Un ottimo risultato, se si pensa che si tratta tutto sommato di un ripiego, di un vino che non nasce da un progetto specifico ma da una sola esigenza, quella di sostituire il “fratello maggiore” nelle annate meno felici». Se non fosse che dalle sue parole trapela costantemente una certa sicurezza di sé e delle sue posizioni, anche di quelle meno ortodosse rispetto al pensiero enologico dominante, si potrebbe pensare ad un eccesso di modestia. Ma Gaspari bada poco alle convenienze: ha imparato sulla sua pelle a pagare in prima persona ogni scelta, ogni pensiero. Ed oggi è nelle felici condizioni di potersi permettere anche qualche libertà senza pensare alle conseguenze. Sia nelle parole che nei fatti. L’azienda innanzitutto, certo.

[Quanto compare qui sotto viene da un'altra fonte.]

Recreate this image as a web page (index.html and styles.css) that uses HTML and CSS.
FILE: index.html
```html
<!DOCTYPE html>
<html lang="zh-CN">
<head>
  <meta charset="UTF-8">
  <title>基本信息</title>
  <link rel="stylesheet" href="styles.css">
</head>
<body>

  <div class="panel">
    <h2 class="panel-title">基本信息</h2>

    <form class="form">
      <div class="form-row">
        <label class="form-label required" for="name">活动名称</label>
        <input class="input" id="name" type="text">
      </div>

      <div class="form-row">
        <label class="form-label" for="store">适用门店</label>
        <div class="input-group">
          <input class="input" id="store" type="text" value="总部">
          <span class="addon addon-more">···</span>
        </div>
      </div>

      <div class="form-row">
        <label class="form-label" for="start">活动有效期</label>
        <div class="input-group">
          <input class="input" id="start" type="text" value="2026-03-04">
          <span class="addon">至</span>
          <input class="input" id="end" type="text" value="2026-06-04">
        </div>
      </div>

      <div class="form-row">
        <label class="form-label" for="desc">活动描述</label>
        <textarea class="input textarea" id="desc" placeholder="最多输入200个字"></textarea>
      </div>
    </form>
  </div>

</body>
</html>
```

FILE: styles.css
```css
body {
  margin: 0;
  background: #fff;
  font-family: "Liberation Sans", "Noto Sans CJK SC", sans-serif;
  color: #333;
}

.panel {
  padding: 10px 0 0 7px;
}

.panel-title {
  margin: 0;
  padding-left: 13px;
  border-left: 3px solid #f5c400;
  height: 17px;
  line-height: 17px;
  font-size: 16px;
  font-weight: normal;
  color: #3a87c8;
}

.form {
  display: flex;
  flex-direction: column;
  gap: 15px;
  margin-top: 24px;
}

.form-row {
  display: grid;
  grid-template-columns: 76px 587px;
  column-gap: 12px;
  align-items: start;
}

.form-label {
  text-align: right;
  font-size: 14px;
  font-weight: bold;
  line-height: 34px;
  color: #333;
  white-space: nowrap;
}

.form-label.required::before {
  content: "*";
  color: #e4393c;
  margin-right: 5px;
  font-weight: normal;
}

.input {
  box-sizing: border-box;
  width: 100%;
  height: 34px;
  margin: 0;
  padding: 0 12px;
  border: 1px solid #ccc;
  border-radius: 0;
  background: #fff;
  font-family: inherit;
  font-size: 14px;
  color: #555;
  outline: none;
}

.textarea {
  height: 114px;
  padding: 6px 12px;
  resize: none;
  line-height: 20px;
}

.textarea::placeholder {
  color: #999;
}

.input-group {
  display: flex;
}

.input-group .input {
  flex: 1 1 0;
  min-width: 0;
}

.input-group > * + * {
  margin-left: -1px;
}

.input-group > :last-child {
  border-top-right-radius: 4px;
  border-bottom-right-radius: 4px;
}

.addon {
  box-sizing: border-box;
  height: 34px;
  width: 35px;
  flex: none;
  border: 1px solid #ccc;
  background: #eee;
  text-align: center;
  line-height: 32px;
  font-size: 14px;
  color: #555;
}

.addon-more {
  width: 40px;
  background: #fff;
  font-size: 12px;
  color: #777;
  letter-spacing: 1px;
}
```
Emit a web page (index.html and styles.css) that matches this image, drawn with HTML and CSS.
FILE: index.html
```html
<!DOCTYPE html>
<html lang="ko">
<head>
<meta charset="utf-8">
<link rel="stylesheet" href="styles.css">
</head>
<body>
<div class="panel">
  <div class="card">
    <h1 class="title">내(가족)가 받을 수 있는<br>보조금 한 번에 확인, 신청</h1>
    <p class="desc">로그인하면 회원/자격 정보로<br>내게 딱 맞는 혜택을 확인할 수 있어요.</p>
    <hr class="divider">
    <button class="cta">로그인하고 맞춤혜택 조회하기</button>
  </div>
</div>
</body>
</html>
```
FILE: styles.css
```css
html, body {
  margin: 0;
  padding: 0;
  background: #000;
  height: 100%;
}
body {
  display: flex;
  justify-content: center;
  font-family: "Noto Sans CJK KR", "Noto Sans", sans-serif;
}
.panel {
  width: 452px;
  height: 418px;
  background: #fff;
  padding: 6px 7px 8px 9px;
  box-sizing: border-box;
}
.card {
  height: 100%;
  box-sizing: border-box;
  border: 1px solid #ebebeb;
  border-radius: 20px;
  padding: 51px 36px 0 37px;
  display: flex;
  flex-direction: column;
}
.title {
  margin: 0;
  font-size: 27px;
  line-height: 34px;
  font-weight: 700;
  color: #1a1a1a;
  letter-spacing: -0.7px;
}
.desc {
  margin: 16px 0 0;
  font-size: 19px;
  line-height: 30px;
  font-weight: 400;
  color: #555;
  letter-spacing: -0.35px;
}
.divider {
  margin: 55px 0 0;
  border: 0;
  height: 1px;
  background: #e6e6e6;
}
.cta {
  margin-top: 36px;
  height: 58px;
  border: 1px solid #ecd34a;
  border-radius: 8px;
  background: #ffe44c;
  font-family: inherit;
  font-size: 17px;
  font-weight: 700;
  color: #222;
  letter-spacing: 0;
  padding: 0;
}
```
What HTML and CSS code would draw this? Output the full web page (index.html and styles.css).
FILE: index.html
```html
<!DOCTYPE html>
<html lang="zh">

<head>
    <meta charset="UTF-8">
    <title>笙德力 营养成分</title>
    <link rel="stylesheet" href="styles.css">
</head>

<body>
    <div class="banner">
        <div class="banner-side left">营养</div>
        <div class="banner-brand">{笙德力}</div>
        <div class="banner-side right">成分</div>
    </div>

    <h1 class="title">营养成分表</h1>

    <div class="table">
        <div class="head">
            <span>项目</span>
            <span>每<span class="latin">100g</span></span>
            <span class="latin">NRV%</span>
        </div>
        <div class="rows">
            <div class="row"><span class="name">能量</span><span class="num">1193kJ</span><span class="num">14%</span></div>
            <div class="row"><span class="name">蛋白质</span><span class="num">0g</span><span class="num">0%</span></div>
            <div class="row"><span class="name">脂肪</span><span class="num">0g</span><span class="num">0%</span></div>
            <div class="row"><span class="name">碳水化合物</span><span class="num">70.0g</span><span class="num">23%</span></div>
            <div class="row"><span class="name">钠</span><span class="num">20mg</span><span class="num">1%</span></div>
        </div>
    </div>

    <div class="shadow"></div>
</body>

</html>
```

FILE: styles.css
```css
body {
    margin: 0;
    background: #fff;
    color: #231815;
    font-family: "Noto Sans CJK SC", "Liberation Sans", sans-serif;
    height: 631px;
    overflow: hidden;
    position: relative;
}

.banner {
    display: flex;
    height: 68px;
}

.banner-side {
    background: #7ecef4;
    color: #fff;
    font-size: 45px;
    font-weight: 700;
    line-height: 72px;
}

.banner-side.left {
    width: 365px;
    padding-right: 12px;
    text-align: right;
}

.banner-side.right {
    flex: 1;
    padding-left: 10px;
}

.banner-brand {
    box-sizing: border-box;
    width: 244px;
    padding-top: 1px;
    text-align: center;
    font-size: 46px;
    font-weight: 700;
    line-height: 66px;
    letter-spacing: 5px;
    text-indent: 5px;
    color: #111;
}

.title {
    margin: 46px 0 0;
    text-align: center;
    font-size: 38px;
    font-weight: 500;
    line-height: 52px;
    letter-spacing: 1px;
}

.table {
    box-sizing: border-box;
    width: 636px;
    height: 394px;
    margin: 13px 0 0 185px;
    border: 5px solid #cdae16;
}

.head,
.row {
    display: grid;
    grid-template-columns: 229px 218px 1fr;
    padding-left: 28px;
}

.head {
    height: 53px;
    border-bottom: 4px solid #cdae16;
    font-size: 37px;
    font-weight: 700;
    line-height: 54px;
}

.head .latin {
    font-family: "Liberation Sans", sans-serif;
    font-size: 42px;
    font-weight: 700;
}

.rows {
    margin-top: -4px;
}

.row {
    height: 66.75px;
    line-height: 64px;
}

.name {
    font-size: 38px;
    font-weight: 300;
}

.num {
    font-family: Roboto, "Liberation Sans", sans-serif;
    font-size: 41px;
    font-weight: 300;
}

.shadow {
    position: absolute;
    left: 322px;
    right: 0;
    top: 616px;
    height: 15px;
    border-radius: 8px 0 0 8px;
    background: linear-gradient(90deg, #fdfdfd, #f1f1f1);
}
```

Ma non solo. Mentre continua ad elaborare la strategia commerciale di Zymè, Gaspari non cessa di farsi affascinare dalle sfide più intriganti, al di là delle possibili ricadute commerciali. Eccolo allora produrre un recioto che definire celestiale è davvero riduttivo ma limitarsi a stapparlo per gli amici e pochi altri. Eccolo acquistare un vigneto sui Colli Berici di Merlot e Cabernet Franc vecchio di quarant’anni e destinato all’estirpazione in attesa di farci qualcosa: magari un vino simile a quel Cabernet-Merlot che nel 1990 gli era valso il titolo di miglior taglio bordolese del Canada e che lui aveva realizzato in un centinaio di bottiglie quasi per sfida nella cantina del suocero, convinto che le uve con cui era stato prodotto fossero davvero straordinarie.

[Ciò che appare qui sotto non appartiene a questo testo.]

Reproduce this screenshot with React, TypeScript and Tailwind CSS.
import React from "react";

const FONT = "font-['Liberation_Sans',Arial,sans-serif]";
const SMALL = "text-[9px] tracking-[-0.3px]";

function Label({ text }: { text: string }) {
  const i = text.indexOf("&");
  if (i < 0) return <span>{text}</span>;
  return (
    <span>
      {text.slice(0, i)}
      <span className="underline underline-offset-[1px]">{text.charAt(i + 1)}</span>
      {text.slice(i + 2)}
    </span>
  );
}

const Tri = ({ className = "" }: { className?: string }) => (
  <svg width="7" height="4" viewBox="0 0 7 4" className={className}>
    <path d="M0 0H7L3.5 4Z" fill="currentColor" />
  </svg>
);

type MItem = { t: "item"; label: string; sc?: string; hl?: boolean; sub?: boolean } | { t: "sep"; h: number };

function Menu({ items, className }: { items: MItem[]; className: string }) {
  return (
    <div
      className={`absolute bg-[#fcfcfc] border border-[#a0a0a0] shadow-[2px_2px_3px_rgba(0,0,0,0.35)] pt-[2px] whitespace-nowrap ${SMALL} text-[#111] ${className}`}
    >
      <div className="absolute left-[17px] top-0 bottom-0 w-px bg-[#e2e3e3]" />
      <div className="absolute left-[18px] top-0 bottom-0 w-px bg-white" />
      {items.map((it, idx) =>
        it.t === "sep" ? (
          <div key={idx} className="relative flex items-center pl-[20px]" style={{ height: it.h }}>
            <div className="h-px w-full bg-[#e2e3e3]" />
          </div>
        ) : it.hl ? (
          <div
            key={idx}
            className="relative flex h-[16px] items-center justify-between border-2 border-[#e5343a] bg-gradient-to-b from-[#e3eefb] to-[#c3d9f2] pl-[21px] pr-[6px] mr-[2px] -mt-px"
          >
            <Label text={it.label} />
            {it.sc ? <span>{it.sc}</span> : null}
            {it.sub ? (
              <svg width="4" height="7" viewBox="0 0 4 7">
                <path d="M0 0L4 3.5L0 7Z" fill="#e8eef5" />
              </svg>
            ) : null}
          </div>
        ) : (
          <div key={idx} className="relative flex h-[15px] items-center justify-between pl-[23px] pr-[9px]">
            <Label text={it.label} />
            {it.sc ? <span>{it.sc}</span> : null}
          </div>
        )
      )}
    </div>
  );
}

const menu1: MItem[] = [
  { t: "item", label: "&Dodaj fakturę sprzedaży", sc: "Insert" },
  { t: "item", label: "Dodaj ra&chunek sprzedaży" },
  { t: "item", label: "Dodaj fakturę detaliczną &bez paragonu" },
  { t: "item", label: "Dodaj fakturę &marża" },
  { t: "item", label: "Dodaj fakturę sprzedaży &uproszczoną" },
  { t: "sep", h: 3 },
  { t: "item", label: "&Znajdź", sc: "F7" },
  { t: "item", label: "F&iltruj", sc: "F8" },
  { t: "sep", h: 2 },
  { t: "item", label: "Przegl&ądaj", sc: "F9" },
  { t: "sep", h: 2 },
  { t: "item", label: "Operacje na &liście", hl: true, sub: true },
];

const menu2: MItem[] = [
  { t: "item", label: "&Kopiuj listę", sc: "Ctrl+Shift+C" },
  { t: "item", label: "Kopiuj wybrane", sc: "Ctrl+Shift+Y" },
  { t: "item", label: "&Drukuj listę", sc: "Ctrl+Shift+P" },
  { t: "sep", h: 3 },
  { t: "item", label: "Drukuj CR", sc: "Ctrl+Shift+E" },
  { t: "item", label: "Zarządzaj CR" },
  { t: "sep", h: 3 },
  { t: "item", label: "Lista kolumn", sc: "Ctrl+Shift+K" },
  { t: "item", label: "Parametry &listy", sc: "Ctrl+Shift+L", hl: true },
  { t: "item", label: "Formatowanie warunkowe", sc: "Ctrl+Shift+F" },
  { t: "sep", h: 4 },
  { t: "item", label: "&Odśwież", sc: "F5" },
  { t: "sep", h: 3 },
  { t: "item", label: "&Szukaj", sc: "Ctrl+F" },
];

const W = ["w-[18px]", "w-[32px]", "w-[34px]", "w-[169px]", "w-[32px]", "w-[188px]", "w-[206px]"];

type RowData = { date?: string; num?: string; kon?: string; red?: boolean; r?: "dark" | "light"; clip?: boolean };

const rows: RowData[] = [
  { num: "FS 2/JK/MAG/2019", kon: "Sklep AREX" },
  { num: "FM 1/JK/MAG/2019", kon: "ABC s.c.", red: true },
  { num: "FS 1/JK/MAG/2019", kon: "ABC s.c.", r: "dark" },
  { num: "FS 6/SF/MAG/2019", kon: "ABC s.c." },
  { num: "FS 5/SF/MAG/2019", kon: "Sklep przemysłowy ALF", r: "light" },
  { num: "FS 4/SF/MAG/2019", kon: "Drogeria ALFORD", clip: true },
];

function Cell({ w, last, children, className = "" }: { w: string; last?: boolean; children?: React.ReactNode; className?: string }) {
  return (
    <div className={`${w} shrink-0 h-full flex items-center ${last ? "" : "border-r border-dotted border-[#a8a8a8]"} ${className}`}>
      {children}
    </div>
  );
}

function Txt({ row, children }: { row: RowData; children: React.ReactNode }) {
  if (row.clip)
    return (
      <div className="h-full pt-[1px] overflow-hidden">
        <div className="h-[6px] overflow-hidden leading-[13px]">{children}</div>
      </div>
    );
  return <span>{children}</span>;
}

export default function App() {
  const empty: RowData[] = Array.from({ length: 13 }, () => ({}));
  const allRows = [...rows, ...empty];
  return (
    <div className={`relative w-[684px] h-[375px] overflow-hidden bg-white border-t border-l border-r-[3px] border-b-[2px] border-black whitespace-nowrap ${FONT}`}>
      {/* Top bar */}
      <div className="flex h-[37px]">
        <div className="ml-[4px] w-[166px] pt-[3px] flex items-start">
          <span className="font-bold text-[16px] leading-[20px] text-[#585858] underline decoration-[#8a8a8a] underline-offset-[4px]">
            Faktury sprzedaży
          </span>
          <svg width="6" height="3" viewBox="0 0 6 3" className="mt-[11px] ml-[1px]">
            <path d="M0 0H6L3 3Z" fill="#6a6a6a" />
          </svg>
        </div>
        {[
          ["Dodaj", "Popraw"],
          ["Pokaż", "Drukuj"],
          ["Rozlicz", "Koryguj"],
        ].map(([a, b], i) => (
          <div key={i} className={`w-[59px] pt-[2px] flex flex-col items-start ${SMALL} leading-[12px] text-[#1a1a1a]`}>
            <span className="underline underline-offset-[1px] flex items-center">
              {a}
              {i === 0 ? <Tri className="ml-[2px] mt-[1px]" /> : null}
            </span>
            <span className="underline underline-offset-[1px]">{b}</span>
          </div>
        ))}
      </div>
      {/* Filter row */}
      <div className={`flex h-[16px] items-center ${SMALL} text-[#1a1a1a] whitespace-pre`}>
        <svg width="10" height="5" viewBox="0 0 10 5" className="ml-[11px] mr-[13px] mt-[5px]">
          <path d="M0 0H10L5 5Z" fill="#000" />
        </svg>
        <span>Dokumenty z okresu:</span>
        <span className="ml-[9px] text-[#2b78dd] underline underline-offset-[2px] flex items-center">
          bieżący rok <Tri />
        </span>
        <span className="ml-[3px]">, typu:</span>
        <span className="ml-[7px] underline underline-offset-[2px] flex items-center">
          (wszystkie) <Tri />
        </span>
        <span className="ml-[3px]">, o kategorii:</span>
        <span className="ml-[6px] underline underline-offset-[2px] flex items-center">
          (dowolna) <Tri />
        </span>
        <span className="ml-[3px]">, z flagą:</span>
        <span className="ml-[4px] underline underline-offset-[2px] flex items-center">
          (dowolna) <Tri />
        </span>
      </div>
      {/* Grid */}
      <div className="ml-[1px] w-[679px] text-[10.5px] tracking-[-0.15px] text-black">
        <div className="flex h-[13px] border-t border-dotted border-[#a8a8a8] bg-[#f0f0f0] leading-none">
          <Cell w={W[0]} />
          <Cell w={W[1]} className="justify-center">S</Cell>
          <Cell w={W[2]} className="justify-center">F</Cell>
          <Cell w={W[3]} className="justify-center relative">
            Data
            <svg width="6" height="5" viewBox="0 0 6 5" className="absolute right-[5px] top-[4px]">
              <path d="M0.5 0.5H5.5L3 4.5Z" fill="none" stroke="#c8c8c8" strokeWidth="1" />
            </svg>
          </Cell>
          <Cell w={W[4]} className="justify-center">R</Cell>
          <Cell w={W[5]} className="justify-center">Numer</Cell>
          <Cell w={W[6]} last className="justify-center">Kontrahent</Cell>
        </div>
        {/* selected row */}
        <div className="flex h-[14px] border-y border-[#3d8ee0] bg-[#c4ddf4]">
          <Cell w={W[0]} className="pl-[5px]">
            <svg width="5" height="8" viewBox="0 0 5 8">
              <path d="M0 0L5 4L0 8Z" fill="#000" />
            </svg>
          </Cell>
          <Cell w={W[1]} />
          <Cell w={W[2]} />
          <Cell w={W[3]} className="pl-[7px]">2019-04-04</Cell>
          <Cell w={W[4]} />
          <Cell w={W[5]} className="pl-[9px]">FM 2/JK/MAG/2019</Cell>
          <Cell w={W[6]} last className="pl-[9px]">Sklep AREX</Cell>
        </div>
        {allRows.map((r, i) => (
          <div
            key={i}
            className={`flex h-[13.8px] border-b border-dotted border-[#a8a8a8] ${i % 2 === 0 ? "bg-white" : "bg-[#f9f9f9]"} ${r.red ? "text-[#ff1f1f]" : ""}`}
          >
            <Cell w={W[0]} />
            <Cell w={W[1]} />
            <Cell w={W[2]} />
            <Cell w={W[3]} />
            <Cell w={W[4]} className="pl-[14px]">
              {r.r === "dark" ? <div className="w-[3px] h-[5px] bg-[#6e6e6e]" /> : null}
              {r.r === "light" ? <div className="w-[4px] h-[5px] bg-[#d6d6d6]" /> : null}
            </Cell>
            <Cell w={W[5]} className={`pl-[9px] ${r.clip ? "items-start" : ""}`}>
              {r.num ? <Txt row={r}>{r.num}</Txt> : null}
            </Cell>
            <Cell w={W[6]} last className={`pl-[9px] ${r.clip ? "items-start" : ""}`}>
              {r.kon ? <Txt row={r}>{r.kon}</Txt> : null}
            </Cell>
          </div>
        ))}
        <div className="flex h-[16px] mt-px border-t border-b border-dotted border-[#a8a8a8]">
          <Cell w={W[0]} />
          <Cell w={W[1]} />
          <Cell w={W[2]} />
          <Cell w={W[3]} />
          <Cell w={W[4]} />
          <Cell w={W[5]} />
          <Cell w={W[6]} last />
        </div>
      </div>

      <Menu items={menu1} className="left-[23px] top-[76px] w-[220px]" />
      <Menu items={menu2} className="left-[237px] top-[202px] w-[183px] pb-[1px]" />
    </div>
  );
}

Eccolo tentare vie ai limiti del possibile, com’è accaduto per la produzione dell’ultimo nato in casa Zymè, il From black to white, un vero e proprio «scherzo della natura», come lo ha definito lui stesso, per il 40% vitigni vari e per il 60% Rondinella bianca, un’uva pressoché sconosciuta, variante bianca della più celebre Rondinella utilizzata nella produzione del Valpolicella: «Nel 1999 – spiega – durante le mie peregrinazioni per le campagne del Veronese, mi sono imbattuto in un vecchio ceppo di Rondinella con due tralci a viraggio bianco. Da quello ho ricavato una trentina di piante e le ho messe a dimora: dalle venti che hanno dato uva bianca ho ricavato 2500 ceppi, poi piantati in Val d’Illasi. Fra due o tre vendemmie, quando la Rondinella bianca da eccezione sarà divenuta regola, faremo fare la certificazione del vitigno». Ciò non significa però che Gaspari non tenga nel debito conto le esigenze del mercato, nonostante i suoi siano vini dal costo significativo: a settembre la gamma dell’azienda è stata arricchita dal primo Amarone targato Zymè. Un vino del quale questa volta non ha voluto assolutamente parlare, in attesa dei primi commenti e dei primi giudizi. Pronto, anche questa volta, a stupire tutti con qualche rivelazione inattesa. Perché se in quell’Amarone c’è il suo zampino, non può trattarsi di un Amarone normale. La fantasia, con Gaspari, è infatti salita al potere.